When running the end to end tests in its default mode (BLAZINGSQL_E2E_EXEC_MODE="gpuci"), it will use result files which live in the blazingsql-testing-files repository which should be in the root of your conda environment directory. To generate new files here for new E2E test queries, you will need to run the testing framework for the test set in generator mode. You must also run it for regular data and data with nulls.
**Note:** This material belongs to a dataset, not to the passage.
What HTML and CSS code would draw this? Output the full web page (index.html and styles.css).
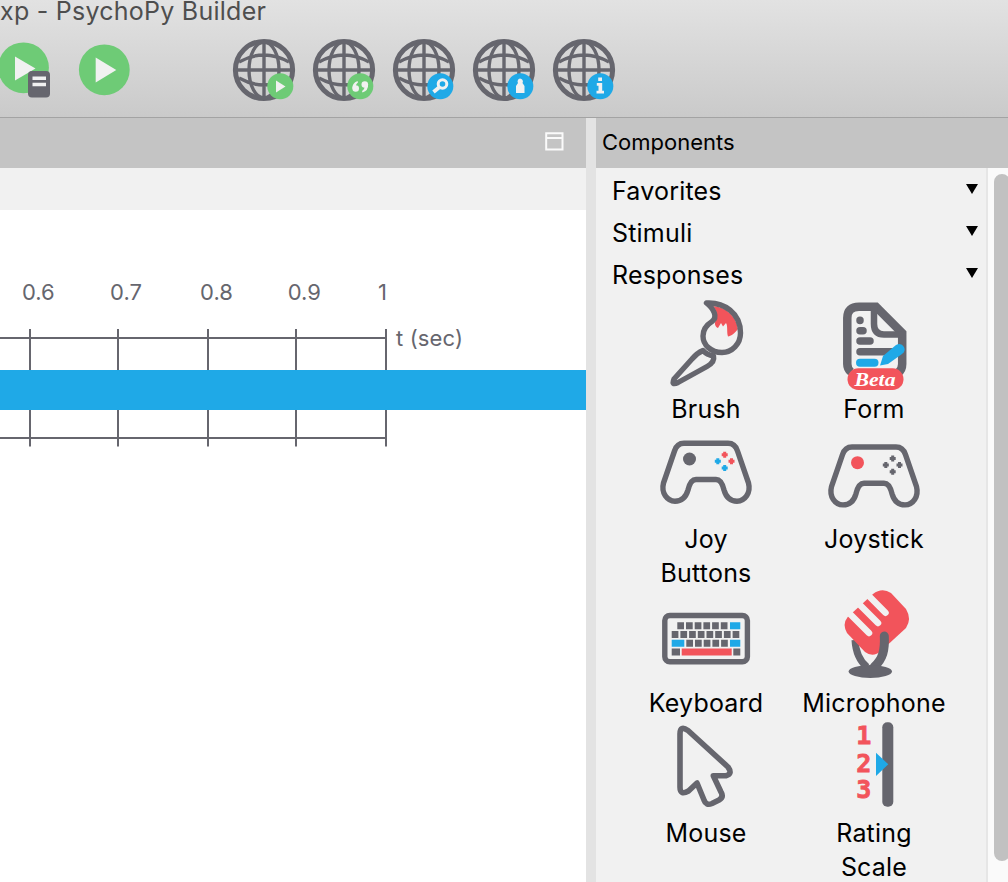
FILE: index.html
```html
<!DOCTYPE html>
<html lang="en">
<head>
<meta charset="utf-8">
<title>PsychoPy Builder</title>
<link rel="stylesheet" href="styles.css">
</head>
<body>
<svg class="defs" width="0" height="0">
  <defs>
    <g id="globe" fill="none" stroke="#66666e">
      <circle cx="32" cy="32" r="28.6" stroke-width="5"/>
      <path stroke-width="3.4" d="M32 4V60M4 32H60M7 24Q32 10 57 24M7 40Q32 54 57 40"/>
      <ellipse cx="32" cy="32" rx="15" ry="28" stroke-width="3.4"/>
    </g>
    <g id="pad">
      <path fill="none" stroke="#66666e" stroke-width="5.4" stroke-linejoin="round" d="M26 17.3H70Q77 17.3 79.500 25L90.500 57C93 67 87 75.2 79 75.2C72 75.2 68 71 66 64Q63.500 53.500 58 53.500H38Q32.500 53.500 30 64C28 71 24 75.200 17 75.200C9 75.200 3 67 5.500 57L16.500 25Q19 17.300 26 17.300Z"/>
    </g>
    <path id="dot" d="M-1.500 -3H1.500V-1.500H3V1.500H1.500V3H-1.500V1.500H-3V-1.500H-1.500Z"/>
  </defs>
</svg>
<div class="window">
  <header class="titlebar">
    <div class="title">xp - PsychoPy Builder</div>
    <div class="toolbar">
      <svg class="tool" viewBox="0 0 64 64"><circle cx="31.500" cy="29.800" r="25.400" fill="#6ecb76"/><path d="M23 18.500V42.500L43.500 30.500Z" fill="#f1f1f1"/><rect x="36" y="33" width="22" height="26.500" rx="4" fill="#66666e"/><path d="M40.500 40.200H54M40.500 46.500H54" stroke="#f1f1f1" stroke-width="3.600"/></svg>
      <svg class="tool" viewBox="0 0 64 64"><circle cx="32.300" cy="31.800" r="25.400" fill="#6ecb76"/><path d="M23.700 19.500V44.500L44.300 32Z" fill="#f1f1f1"/></svg>
      <span class="tool"></span>
      <svg class="tool" viewBox="0 0 64 64"><use href="#globe"/><circle cx="48.300" cy="48.300" r="13" fill="#6ecb76"/><path d="M44 42.500V54.500L53.500 48.500Z" fill="#f1f1f1"/></svg>
      <svg class="tool" viewBox="0 0 64 64"><use href="#globe"/><circle cx="48.300" cy="48.300" r="13" fill="#6ecb76"/><g fill="#f1f1f1"><circle cx="43.700" cy="50.500" r="3.300"/><path d="M40.400 50.500Q40 45 45.500 43L46 44.500Q43.500 46 43.700 50Z"/><circle cx="52.800" cy="46.500" r="3.300"/><path d="M56.100 46.500Q56.500 52.500 50.500 54.500L50 53Q53 51 52.800 47Z"/></g></svg>
      <svg class="tool" viewBox="0 0 64 64"><use href="#globe"/><circle cx="48.300" cy="48.300" r="13" fill="#1fa9e7"/><g stroke="#f1f1f1" fill="none" stroke-width="3"><circle cx="50.500" cy="46" r="4.300"/><path d="M47 49.500L41.500 54" stroke-width="3.800"/></g></svg>
      <svg class="tool" viewBox="0 0 64 64"><use href="#globe"/><circle cx="48.300" cy="48.300" r="13" fill="#1fa9e7"/><path fill="#f1f1f1" d="M48 40.500A3 3 0 0 1 50.500 45L52.500 48V55H44V48L46 45A3 3 0 0 1 48 40.500Z"/></svg>
      <svg class="tool" viewBox="0 0 64 64"><use href="#globe"/><circle cx="48.300" cy="48.300" r="13" fill="#1fa9e7"/><path fill="#f1f1f1" d="M46.200 39.500H50V43H46.200ZM44.800 45H50.200V52.700H52V55.500H44.500V52.700H46.500V47.700H44.800Z"/></svg>
    </div>
  </header>
  <div class="body">
    <main class="routine">
      <div class="panel-bar"><svg class="restore" width="19" height="19" viewBox="0 0 19 19"><path d="M1.200 1.200H17.500V17.500H1.200ZM1.200 6H17.500" fill="none" stroke="#fafafa" stroke-width="2"/></svg></div>
      <div class="tabs"></div>
      <svg class="timeline" width="586" height="672" viewBox="0 210 586 672">
        <path d="M0 338H387M0 438H387M30 329V446.500M118 329V446.500M208 329V446.500M296 329V446.500M386 329V446.500" stroke="#66666e" stroke-width="2" fill="none"/>
        <rect y="370" width="586" height="40" fill="#1fa9e7"/>
        <g class="ticks"><text x="38.300" y="300">0.6</text><text x="126" y="300">0.7</text><text x="216.500" y="300">0.8</text><text x="304.300" y="300">0.9</text><text x="382.500" y="300">1</text></g>
        <text class="unit" x="396" y="346" textLength="67">t (sec)</text>
      </svg>
    </main>
    <div class="sash"></div>
    <aside class="components">
      <div class="panel-bar">Components</div>
      <div class="scroller">
        <div class="list">
          <div class="category"><span>Favorites</span><i class="arrow"></i></div>
          <div class="category"><span>Stimuli</span><i class="arrow"></i></div>
          <div class="category"><span>Responses</span><i class="arrow"></i></div>
          <div class="grid">
            <div class="item">
              <svg viewBox="0 0 96 96"><path d="M55 10C68 11 78 20 80 33C76 38 73 40 70 40.500C68.500 36 70 30 68 27L65 30.500L63 27L60 32C57 31 56 27 58 24C60 18 58 14 55 10Z" fill="#f2545b"/><g fill="none" stroke="#66666e" stroke-width="5.400" stroke-linejoin="round"><path d="M48.500 7C66 6 82.500 17 82.500 37C82.500 48 74 56.500 64 56.500C53 56.500 45 49 45 40C45 32 50 28 54 25.500C60 21 56 13 48.500 7Z"/><path d="M45 54.500Q39 57 34 63L16 83Q13 90 20 86.500L49 70.500Q57 66 55.500 60Q49 59 45 54.500Z"/></g></svg>
              <span>Brush</span>
            </div>
            <div class="item">
              <svg viewBox="0 0 96 96"><g fill="none" stroke="#66666e"><path stroke-width="8.500" d="M25 76Q21.300 73 21.300 68V22Q21.300 10.800 33 10.800H50L76.200 37V68Q76.200 74 72 77"/><path stroke-width="6.500" d="M48 11V28Q48 38.500 58 38.500H76"/><path stroke-width="7.500" stroke-linecap="round" d="M34 24.300V24.400M34 34.700H37M34 45H44M34 55.700H66"/></g><path d="M34 66.700H48.500" stroke="#1fa9e7" stroke-width="8" stroke-linecap="round"/><path d="M54 69.500L57 60L70 49Q75 46 78 51Q80 55 76 58L62 68Z" fill="#1fa9e7"/><rect x="21.500" y="72.300" width="56" height="21.700" rx="10.800" fill="#f2545b"/><text class="beta" x="49" y="89.500" textLength="41" lengthAdjust="spacingAndGlyphs">Beta</text></svg>
              <span>Form</span>
            </div>
            <div class="item">
              <svg viewBox="0 0 96 96"><use href="#pad"/><circle cx="31.500" cy="33" r="6.500" fill="#66666e"/><g fill="#f2545b"><use href="#dot" x="66.700" y="28.700"/><use href="#dot" x="73.500" y="35.300"/></g><g fill="#1fa9e7"><use href="#dot" x="59.800" y="35.300"/><use href="#dot" x="66.700" y="42"/></g></svg>
              <span>Joy Buttons</span>
            </div>
            <div class="item">
              <svg viewBox="0 -3.700 96 96"><use href="#pad"/><circle cx="31.500" cy="33" r="6.500" fill="#f2545b"/><g fill="#66666e"><use href="#dot" x="66.700" y="28.700"/><use href="#dot" x="73.500" y="35.300"/><use href="#dot" x="59.800" y="35.300"/><use href="#dot" x="66.700" y="42"/></g></svg>
              <span>Joystick</span>
            </div>
            <div class="item">
              <svg viewBox="0 0 96 96"><rect x="6.800" y="25.500" width="82.600" height="46.200" rx="5" fill="none" stroke="#66666e" stroke-width="5.400"/><g fill="none" stroke="#66666e" stroke-width="7"><path stroke-dasharray="6.700 2" d="M19.300 35.700H70.500M13.700 44.500H82.300M28.300 53.300H70.500"/><path d="M13.700 62H22M75.300 62H82.300"/><path stroke="#1fa9e7" d="M72 35.700H82.300M13.700 53.300H26.300M72 53.300H82.300"/><path stroke="#f2545b" d="M23.700 62H73.700"/></g></svg>
              <span>Keyboard</span>
            </div>
            <div class="item">
              <svg viewBox="0 0 96 96"><path d="M29 50Q30 68 41 77" fill="none" stroke="#66666e" stroke-width="7"/><path d="M21.700 27L47 4Q56 -3 65 3L80 19Q86 29 80 38L55 61Q47 68 39 62L21 43Q16 34 21.700 27Z" fill="#f2545b"/><path d="M17 17L43 43M26 7L52 33M35 -2L59.500 22.800" stroke="#f1f1f1" stroke-width="6.500" stroke-linecap="round"/><path d="M58.300 46C59 60 57 69 48 77" fill="none" stroke="#66666e" stroke-width="9" stroke-linecap="round"/><ellipse cx="44.300" cy="81.500" rx="21.700" ry="6.500" fill="#66666e"/></svg>
              <span>Microphone</span>
            </div>
            <div class="item">
              <svg viewBox="0 0 96 96"><path d="M30 10.500L70 47Q75 54 68 55.700H55.300L63 72Q66 77 61 80L54 83.500Q48 86 46 80L39 63L30.500 71Q22 76 22 67V14Q22 5 30 10.500Z" fill="none" stroke="#66666e" stroke-width="5.600" stroke-linejoin="round"/></svg>
              <span>Mouse</span>
            </div>
            <div class="item">
              <svg viewBox="0 0 96 96"><rect x="56.300" y="2.300" width="11" height="84.400" rx="5" fill="#66666e"/><path d="M50 32.700V56L62.300 44.300Z" fill="#1fa9e7"/><g class="digits"><text x="37.700" y="24">1</text><text x="37.700" y="51.500">2</text><text x="37.700" y="77.500">3</text></g></svg>
              <span>Rating Scale</span>
            </div>
          </div>
        </div>
        <div class="track"><div class="thumb"></div></div>
      </div>
    </aside>
  </div>
</div>
</body>
</html>
```
FILE: styles.css
```css
* { box-sizing: border-box; }
body { margin: 0; font-family: Inter, "Liberation Sans", sans-serif; color: #000; }
.defs { display: block; height: 0; }
.window { width: 1008px; height: 882px; overflow: hidden; display: flex; flex-direction: column; }
.titlebar { height: 118px; flex: none; background: linear-gradient(#e2e2e2, #cacaca); border-bottom: 1px solid #a3a3a3; }
.title { height: 33px; line-height: 22px; font-size: 25px; letter-spacing: 0.25px; color: #4e4e4e; white-space: nowrap; }
.toolbar { display: flex; gap: 16px; margin: 5px 0 0 -8px; }
.tool { width: 64px; height: 64px; flex: none; }
.body { flex: 1; display: flex; min-height: 0; }
.routine { width: 586px; flex: none; display: flex; flex-direction: column; background: #fff; }
.panel-bar { height: 50px; flex: none; background: #c4c4c4; display: flex; align-items: center; padding: 0 0 2px 6px; font-size: 22px; letter-spacing: 0; }
.restore { margin: 0 22px 2px auto; }
.tabs { height: 42px; flex: none; background: #f1f1f1; }
.timeline { display: block; flex: none; font-size: 22px; fill: #66666e; }
.ticks { text-anchor: middle; }
.sash { width: 10px; flex: none; background: #e3e3e3; }
.components { width: 412px; flex: none; display: flex; flex-direction: column; background: #f1f1f1; }
.scroller { flex: 1; display: flex; min-height: 0; }
.list { width: 390px; flex: none; padding-top: 2px; font-size: 25px; letter-spacing: 0.2px; overflow: hidden; }
.category { height: 42px; display: flex; align-items: center; justify-content: space-between; padding: 0 8px 0 16px; }
.arrow { width: 12px; height: 10px; margin-bottom: 4px; background: #000; clip-path: polygon(0 0, 100% 0, 50% 100%); }
.grid { display: grid; grid-template-columns: 168px 168px; margin-left: 26px; }
.item { display: flex; flex-direction: column; align-items: center; text-align: center; line-height: 34px; }
.item svg { width: 96px; height: 96px; flex: none; overflow: visible; }
.item span { max-width: 148px; }
.item:nth-child(3) span, .item:nth-child(8) span { width: 110px; }
.beta { font: italic bold 19px "Liberation Serif", serif; fill: #fff; text-anchor: middle; letter-spacing: 0; }
.digits { font: bold 25px "DejaVu Sans Mono", monospace; fill: #f2545b; stroke: #f2545b; stroke-width: 0.8px; text-anchor: middle; letter-spacing: 0; }
.track { flex: 1; min-width: 0; background: #fafafa; border-left: 2px solid #e6e6e6; padding: 6px 0 0 6px; overflow: hidden; }
.thumb { width: 16px; height: 687px; border-radius: 8px; background: #c1c1c1; }
```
You will have to do something like this:

BLAZINGSQL_E2E_EXEC_MODE="generator" ./test.sh e2e tests=windowNoPartitionTest
BLAZINGSQL_E2E_TEST_WITH_NULLS=true   BLAZINGSQL_E2E_EXEC_MODE="generator" ./test.sh e2e tests=windowNoPartitionTest

Note: If you need to modify an already existing file, you will need to delete it, before you try to regenerate it.

Testing workflow remarks

For development/debugging is recommended to set you env var BLAZINGSQL_E2E_DASK_CONNECTION to your dask-scheduler IP:PORT
Do not touch bash files, if you need a feature please talk with QA & DevOps teams.
Only add/modify end to end tests once you have coordinated with QA team.

Unit tests

cd blazingsql

# engine/ral tests
./test.sh libengine

# I/O unit tests
./test.sh io

Testing artifacts

The values of the following variables must be set.

# AWS S3 env vars
export BLAZINGSQL_E2E_AWS_S3_BUCKET_NAME=''
export BLAZINGSQL_E2E_AWS_S3_ACCESS_KEY_ID=''
export BLAZINGSQL_E2E_AWS_S3_SECRET_KEY=''

# Google Storage env vars
export BLAZINGSQL_E2E_GOOGLE_STORAGE_PROJECT_ID=''
export BLAZINGSQL_E2E_GOOGLE_STORAGE_BUCKET_NAME=''
export BLAZINGSQL_E2E_GOOGLE_STORAGE_ADC_JSON_FILE=""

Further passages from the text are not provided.